• _Exercise aim_:
Copy, in full, each line of the material that holds the word "React".

•••••

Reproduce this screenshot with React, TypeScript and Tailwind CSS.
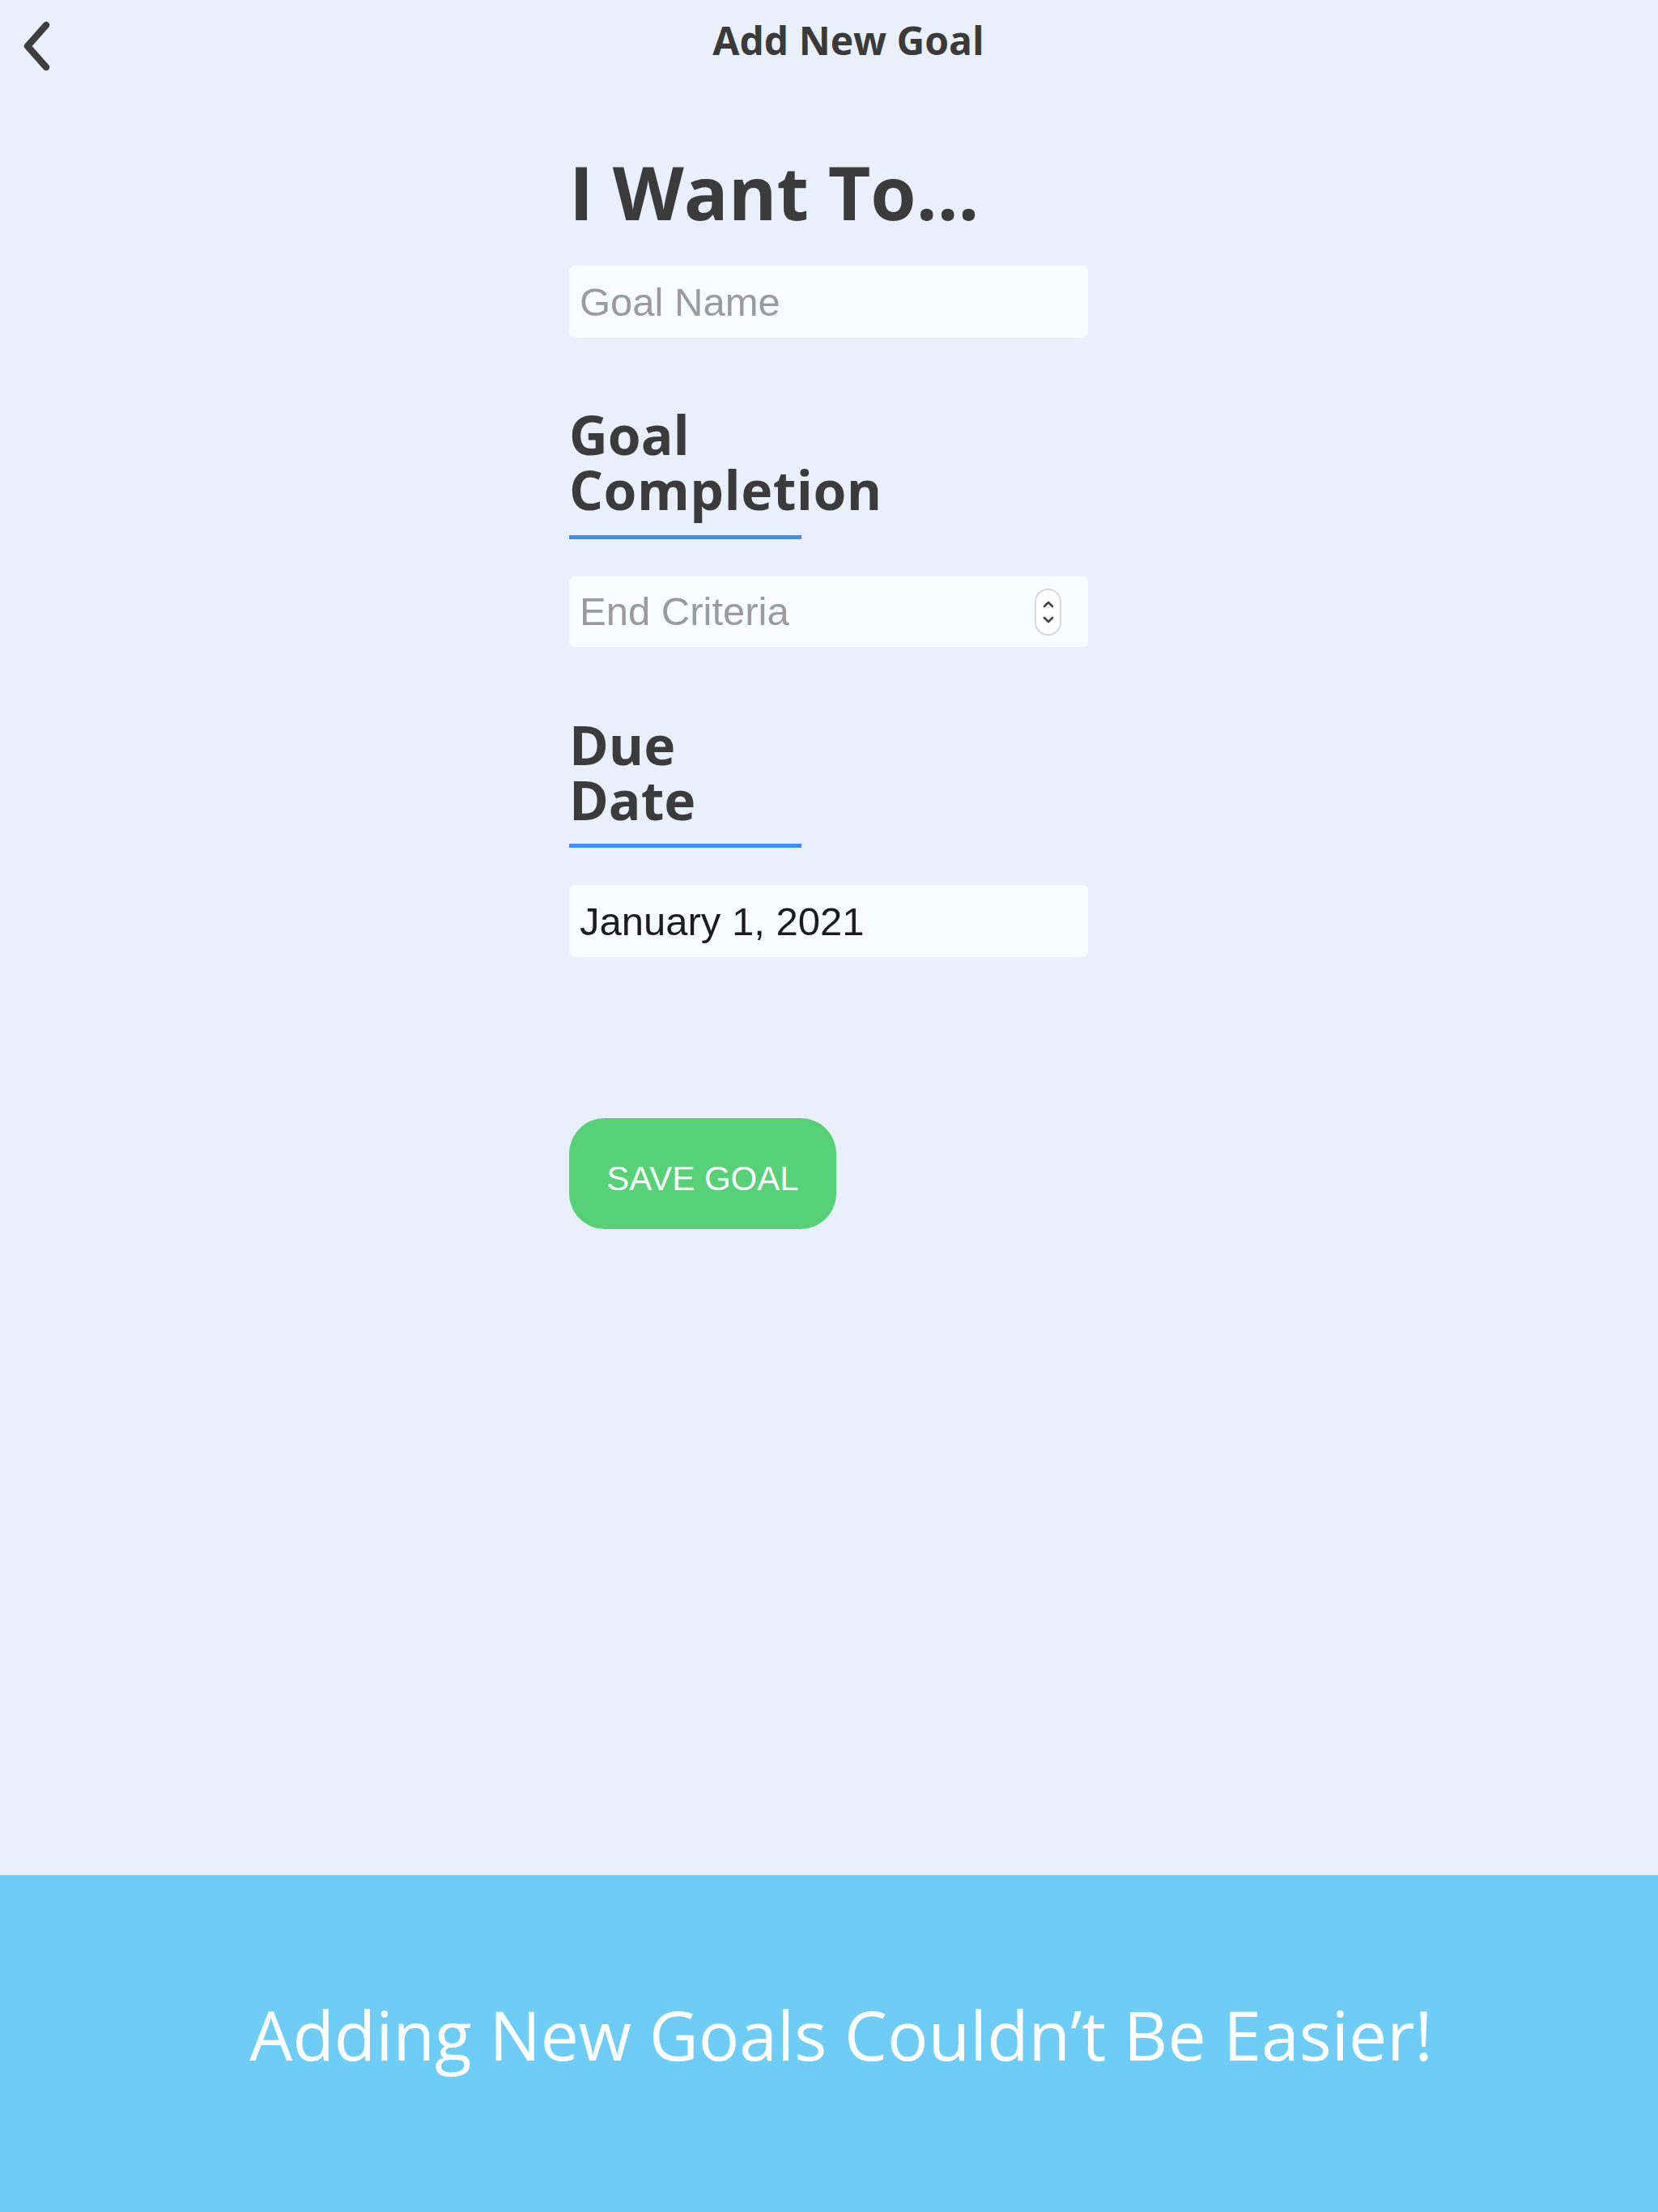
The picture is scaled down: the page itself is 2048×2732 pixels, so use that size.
import React from "react";

const headingFont = { fontFamily: '"Open Sans", "Noto Sans", sans-serif' };

function BackChevron() {
  return (
    <svg width="42" height="62" viewBox="0 0 42 62" fill="none">
      <path
        d="M33 5 L10 31 L33 57"
        stroke="#3d3d3d"
        strokeWidth="8.5"
        strokeLinecap="round"
        strokeLinejoin="round"
      />
    </svg>
  );
}

function Stepper() {
  return (
    <div className="flex h-[58px] w-[33px] flex-col items-center justify-center gap-[10px] rounded-full border-2 border-[#d6d8dc] bg-white">
      <svg width="14" height="9" viewBox="0 0 14 9" fill="none">
        <path d="M2 7 L7 2 L12 7" stroke="#444" strokeWidth="2.6" strokeLinecap="round" strokeLinejoin="round" />
      </svg>
      <svg width="14" height="9" viewBox="0 0 14 9" fill="none">
        <path d="M2 2 L7 7 L12 2" stroke="#444" strokeWidth="2.6" strokeLinecap="round" strokeLinejoin="round" />
      </svg>
    </div>
  );
}

export default function App() {
  return (
    <div className="flex h-[2732px] w-[2048px] flex-col bg-[#e9f0fb]">
      <main className="flex-1">
        <header className="flex h-[100px] items-start">
          <button className="ml-[24px] mt-[26px] shrink-0">
            <BackChevron />
          </button>
          <h1
            className="flex-1 pt-[26px] pr-[18px] text-center text-[48px] leading-none font-bold text-[#3a3a3a]"
            style={headingFont}
          >
            Add New Goal
          </h1>
        </header>

        <div className="flex justify-center">
          <div className="w-[642px]">
            <h2
              className="mt-[92px] text-[91px] leading-none font-bold text-[#3b3b3b]"
              style={headingFont}
            >
              I Want To...
            </h2>
            <input
              placeholder="Goal Name"
              className="mt-[45px] block h-[89px] w-[641px] rounded-[7px] bg-[#f8fbff] px-[13px] font-['Liberation_Sans',Arial,sans-serif] text-[49px] text-[#1c1c1c] outline-none placeholder:text-[#9b9b9b]"
            />

            <div className="mt-[85px] w-[287px] border-b-[5px] border-[#3d8ff0] pb-[23px]">
              <h2 className="font-['Open_Sans',sans-serif] text-[66px] leading-[68px] font-bold whitespace-nowrap text-[#3b3b3b]">
                Goal
                <br />
                <span className="tracking-[0.5px]">Completion</span>
              </h2>
            </div>
            <div className="mt-[46px] flex h-[87px] w-[641px] items-center justify-between rounded-[7px] bg-[#f8fbff] pl-[13px] pr-[33px]">
              <span className="font-['Liberation_Sans',Arial,sans-serif] text-[49px] text-[#9b9b9b]">
                End Criteria
              </span>
              <Stepper />
            </div>

            <div className="mt-[86px] w-[287px] border-b-[5px] border-[#3d8ff0] pb-[21px]">
              <h2 className="font-['Open_Sans',sans-serif] text-[66px] leading-[68px] font-bold text-[#3b3b3b]">
                Due
                <br />
                Date
              </h2>
            </div>
            <input
              readOnly
              value="January 1, 2021"
              className="mt-[46px] block h-[89px] w-[641px] rounded-[7px] bg-[#f8fbff] px-[13px] font-['Liberation_Sans',Arial,sans-serif] text-[49px] text-[#1c1c1c] outline-none"
            />

            <button className="mt-[199px] flex h-[137px] w-[330px] items-center justify-center rounded-[44px] bg-[#56d178] pt-[12px] font-['Liberation_Sans',Arial,sans-serif] text-[42px] text-white">
              SAVE GOAL
            </button>
          </div>
        </div>
      </main>

      <footer className="flex h-[416px] items-center justify-center bg-[#6ecdf7] pb-[22px] pl-[30px]">
        <p
          className="text-[84px] leading-none font-normal text-white"
          style={headingFont}
        >
          Adding New Goals Couldn’t Be Easier!
        </p>
      </footer>
    </div>
  );
}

•••••

• _Response to the exercise_:
Reproduce this screenshot with React, TypeScript and Tailwind CSS.
import React from "react";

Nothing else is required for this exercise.